In another example, Spice AI integrated S3 Vectors with open table formats to provide hybrid SQL and vector search directly on S3 so that semantic and lexical queries can run side-by-side. That meant it turned raw S3 objects into immediately searchable knowledge without complex data movement. 

A new epicentre of intelligence

With Spice’s in-memory acceleration on top of AWS data warehouses and S3 data lakes, the team got millisecond response times for latency-sensitive workloads, so that AI agents could surface relevant context instantly. Together, says Tomson Bukovec, Spice AI and S3 Vectors give teams a practical way to operationalise data lakes for enterprise AI applications; developers can build applications that are both more responsive and more reliable, since S3 Vector indexes inherit S3’s durability, elasticity and economics. 
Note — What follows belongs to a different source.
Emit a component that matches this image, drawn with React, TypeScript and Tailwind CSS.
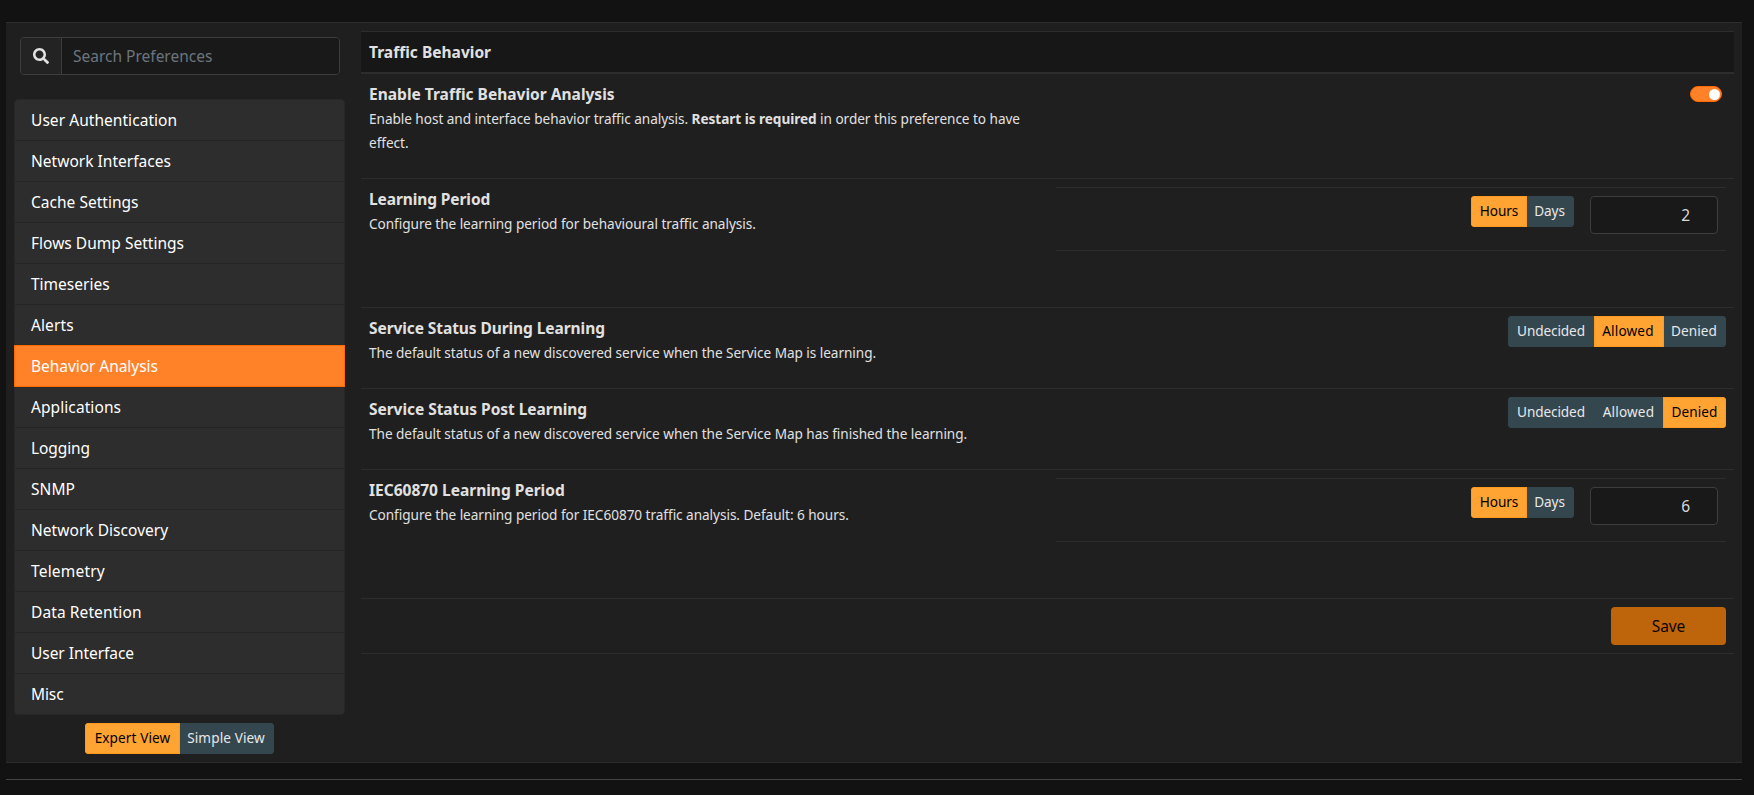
import type { ReactNode } from "react";
import { FaSearch } from "react-icons/fa";

type Choice = { label: string; width: string; spacing?: string };

const sections = [
  { label: "User Authentication", spacing: "tracking-[0.05px]" },
  { label: "Network Interfaces", spacing: "tracking-[0.02px]" },
  { label: "Cache Settings", spacing: "tracking-[0.02px]" },
  { label: "Flows Dump Settings", spacing: "tracking-[0.02px]" },
  { label: "Timeseries", spacing: "tracking-[0px]" },
  { label: "Alerts", spacing: "tracking-[0.1px]" },
  { label: "Behavior Analysis", spacing: "tracking-[-0.05px]" },
  { label: "Applications", spacing: "tracking-[0.08px]" },
  { label: "Logging", spacing: "tracking-[-0.1px]" },
  { label: "SNMP", spacing: "tracking-[0.05px]" },
  { label: "Network Discovery", spacing: "tracking-[0.04px]" },
  { label: "Telemetry", spacing: "tracking-[0.2px]" },
  { label: "Data Retention", spacing: "tracking-[0.1px]" },
  { label: "User Interface", spacing: "tracking-[-0.05px]" },
  { label: "Misc", spacing: "tracking-[-0.1px]" },
];

function ButtonGroup({ choices, active }: { choices: Choice[]; active: string }) {
  return (
    <div className="flex h-[31px] overflow-hidden rounded text-[13.6px]">
      {choices.map((c) => (
        <button
          key={c.label}
          className={`${c.width} whitespace-nowrap border pb-1 pt-px text-center leading-[21px] ${c.spacing ?? "tracking-[-0.1px]"} ${
            c.label === active
              ? "border-[#ff9a1f] bg-[#ffa333] text-black"
              : "border-[#34474f] bg-[#34474f] text-[#e8e8e8]"
          }`}
        >
          {c.label}
        </button>
      ))}
    </div>
  );
}

function Info({
  title,
  titleSpacing = "tracking-[-0.03px]",
  children,
}: {
  title: string;
  titleSpacing?: string;
  children: ReactNode;
}) {
  return (
    <div className="w-[695px] pl-2 pt-2">
      <div className={`text-[15.5px] font-bold leading-6 ${titleSpacing}`}>{title}</div>
      <p className="w-[675px] pt-px text-[13.6px] leading-6 tracking-[-0.04px]">{children}</p>
    </div>
  );
}

const periodChoices: Choice[] = [
  { label: "Hours", width: "w-[56px]" },
  { label: "Days", width: "w-[47px] pr-0.5" },
];

function PeriodControls({ value }: { value: number }) {
  return (
    <div className="mr-2 mt-2 flex h-16 flex-1 items-start justify-end border-y border-[#2d2d2d] pr-2 pt-2">
      <ButtonGroup choices={periodChoices} active="Hours" />
      <div className="ml-4 flex h-[38px] w-32 items-center justify-end rounded border border-[#3d3d3d] bg-[#191919] pr-[27px] pt-0.5 text-[15.5px] text-[#d8d8d8]">
        {value}
      </div>
    </div>
  );
}

export default function App() {
  return (
    <div className="h-[795px] w-[1754px] bg-[#121212] pl-1.5 pt-[22px] font-['Noto_Sans',sans-serif] text-[#e1e1e1]">
      <main className="flex h-[741px] w-[1736px] border-y border-[#2d2d2d] bg-[#1f1f1f]">
        <aside className="ml-2 w-[331px] shrink-0">
          <div className="mx-[6px] mt-[14px] flex h-[38px] w-80 overflow-hidden rounded border border-[#3d3d3d]">
            <div className="flex w-[41px] items-center justify-center border-r border-[#3d3d3d] bg-[#232323] pr-px">
              <FaSearch className="size-4" />
            </div>
            <div className="flex-1 bg-[#191919] pl-[11px] text-[15.5px] leading-[37px] text-[#6c757d]">
              Search Preferences
            </div>
          </div>
          <nav className="mt-6 rounded border border-[#272727] bg-[#2d2d2d] text-[15.5px] text-white">
            {sections.map((s, i) => (
              <div
                key={s.label}
                className={`${s.spacing} ${
                  s.label === "Behavior Analysis"
                    ? "relative -mx-px -mt-px h-[42px] border border-[#ff6a00] bg-[#ff8128] pl-4"
                    : i === sections.length - 1
                      ? "h-10 pl-4"
                      : i === 5
                        ? "h-[41px] pl-4"
                        : "h-[41px] border-b border-[#252525] pl-4"
                } pt-2 leading-6`}
              >
                {s.label}
              </div>
            ))}
          </nav>
          <div className="ml-[71px] mt-2 flex">
            <ButtonGroup
              active="Expert View"
              choices={[
                { label: "Expert View", width: "w-[95px]", spacing: "tracking-[0.1px]" },
                { label: "Simple View", width: "w-[94px] pr-0.5", spacing: "tracking-[0.1px]" },
              ]}
            />
          </div>
        </aside>

        <section className="ml-4 mt-2 w-[1373px]">
          <div className="h-[43px] border-b-2 border-t border-[#2d2d2d] bg-[#171717] pl-2 pt-2 text-[15.5px] font-bold leading-6 tracking-[0.02px]">
            Traffic Behavior
          </div>

          <div className="flex h-[105px] border-b border-[#2d2d2d]">
            <Info title="Enable Traffic Behavior Analysis" titleSpacing="tracking-[0.01px]">
              Enable host and interface behavior traffic analysis. <b>Restart is required</b> in order this preference to
              have effect.
            </Info>
            <div className="flex flex-1 justify-end pr-3 pt-3">
              <div className="flex h-4 w-8 items-center justify-end rounded-full border border-[#ff6a00] bg-[#ff8128] pr-px">
                <div className="size-[11px] rounded-full bg-white" />
              </div>
            </div>
          </div>

          <div className="flex h-[129px] border-b border-[#2d2d2d]">
            <Info title="Learning Period" titleSpacing="tracking-[-0.1px]">
              Configure the learning period for behavioural traffic analysis.
            </Info>
            <PeriodControls value={2} />
          </div>

          <div className="flex h-[81px] border-b border-[#2d2d2d]">
            <Info title="Service Status During Learning" titleSpacing="tracking-[-0.08px]">
              The default status of a new discovered service when the Service Map is learning.
            </Info>
            <div className="flex flex-1 justify-end pr-2 pt-2">
              <ButtonGroup
                active="Allowed"
                choices={[
                  { label: "Undecided", width: "w-[86px]" },
                  { label: "Allowed", width: "w-[70px] pr-0.5", spacing: "tracking-[0.15px]" },
                  { label: "Denied", width: "w-[62px] pr-0.5", spacing: "tracking-[0.05px]" },
                ]}
              />
            </div>
          </div>

          <div className="flex h-[81px] border-b border-[#2d2d2d]">
            <Info title="Service Status Post Learning" titleSpacing="tracking-[-0.04px]">
              The default status of a new discovered service when the Service Map has finished the learning.
            </Info>
            <div className="flex flex-1 justify-end pr-2 pt-2">
              <ButtonGroup
                active="Denied"
                choices={[
                  { label: "Undecided", width: "w-[86px]" },
                  { label: "Allowed", width: "w-[69px]", spacing: "tracking-[0.15px]" },
                  { label: "Denied", width: "w-[63px]", spacing: "tracking-[0.05px]" },
                ]}
              />
            </div>
          </div>

          <div className="flex h-[129px] border-b border-[#2d2d2d]">
            <Info title="IEC60870 Learning Period" titleSpacing="tracking-[0px]">
              Configure the learning period for IEC60870 traffic analysis. Default: 6 hours.
            </Info>
            <PeriodControls value={6} />
          </div>

          <div className="flex h-[55px] justify-end border-b border-[#2d2d2d] pr-2 pt-2">
            <button className="h-[38px] w-[115px] rounded bg-[#be640a] pt-0.5 text-[15.5px] tracking-[-0.1px] text-[#0c0600]">
              Save
            </button>
          </div>
        </section>
      </main>
      <hr className="mt-4 w-[1736px] border-[#444444]" />
    </div>
  );
}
“Customers have seen 100x query performance improvement and 2x data redundancy leveraging Spice with S3 Vectors. Spice AI is a great example of how to run open-source AI workloads, combining open data access with native vector capabilities and trusted infrastructure to simplify retrieval-augmented AI at scale,” concluded Tomson Bukovec.   

Love your lake

All of this discussion, then, perhaps leads us to a point where we sit back and think about how “newly important” the poor old murky morass of the data lake could be now. This oft-unloved “bung it all there” storage tank has been variously evolved into data warehouses and data lakehouses over the last decade and a half, since the term data lake was first coined in 2011 and it almost leads us to the point where we have to ask, who knew?

AWS did, it appears.

Tomson Bukovec’s parting words of advocacy and evangelism in this space centralise around the fact that her team is seeing the S3 data lake evolve from multi-modal storage to becoming the epicentre of data-driven AI intelligence. There are new opportunities here for data science evolution, but perhaps… still wear a wetsuit for now.